Más tarde, y taponados esos escapes del tribunal excepcional, la participación ciudadana lleva a la cárcel con dudoso apego a la veracidad en la autoría -recordemos que ese no es el objetivo- a más jóvenes. Las pruebas contra Josu Guinea por la quema de un local bancario en Larrabetzu las aporta un vecino que presuntamente había dado alcance al joven y lo había identificado tras quitarle la capucha. Sin embargo, otro vecino atestiguó que se había confundido. Doce años de prisión. Karlos García Preciado era condenado por participar en la quema de otra sucursal en Andoain. La testigo que le inculpaba se retractaba después. 16 años la pena.
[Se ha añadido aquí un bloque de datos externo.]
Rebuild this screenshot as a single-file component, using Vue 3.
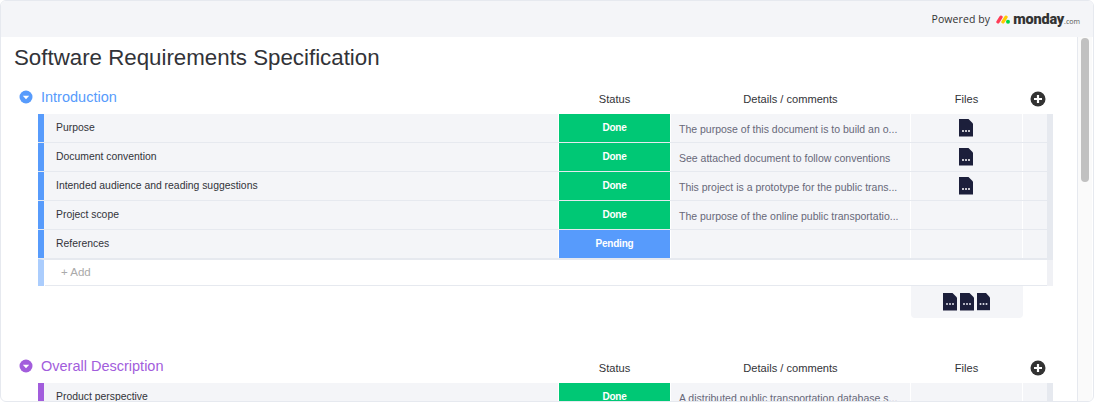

Además del efecto práctico de jóvenes con exageradas penas de prisión por hechos de poca relevancia, esta forma de actuar deja un reguero de agravio. ¿Si no es cierta la autoría, sobre quién recae la responsabilidad de la acusación falsa? Como el sistema policial-judicial ya tiene un sobrepeso de desprestigiado, soportemos la errónea reacción penal en la ciudadanía, origen de la acusación. A partir de ahora una web y un dispositivo telefónico estructuran y dan coherencia al sistema. ¡Delata irresponsablemente! Ya veremos después cómo lo solventamos. ¡Chívate anónimamente! El mecanismo asegura la confidencialidad. ¡Participa de tú policía!, sé tú mismo policía por unos instantes. Todo un éxito. En una semana ya tenían 88 entradas de las que 21 se consideran de interés policial.
Martxelo Otamendi aseguraba en una reciente entrevista que deseaba poderosamente que ningún defensor de la acción policial desenfrenada se viese involucrado injustamente en un operativo policial por confusión. Peor aún si la acusación errónea proviene, además, del vecino. Que nadie que descuelgue alegremente el teléfono de Ares se vea a sí mismo, o a alguien por él querido, sometido al señalamiento perturbado de otro sicofante.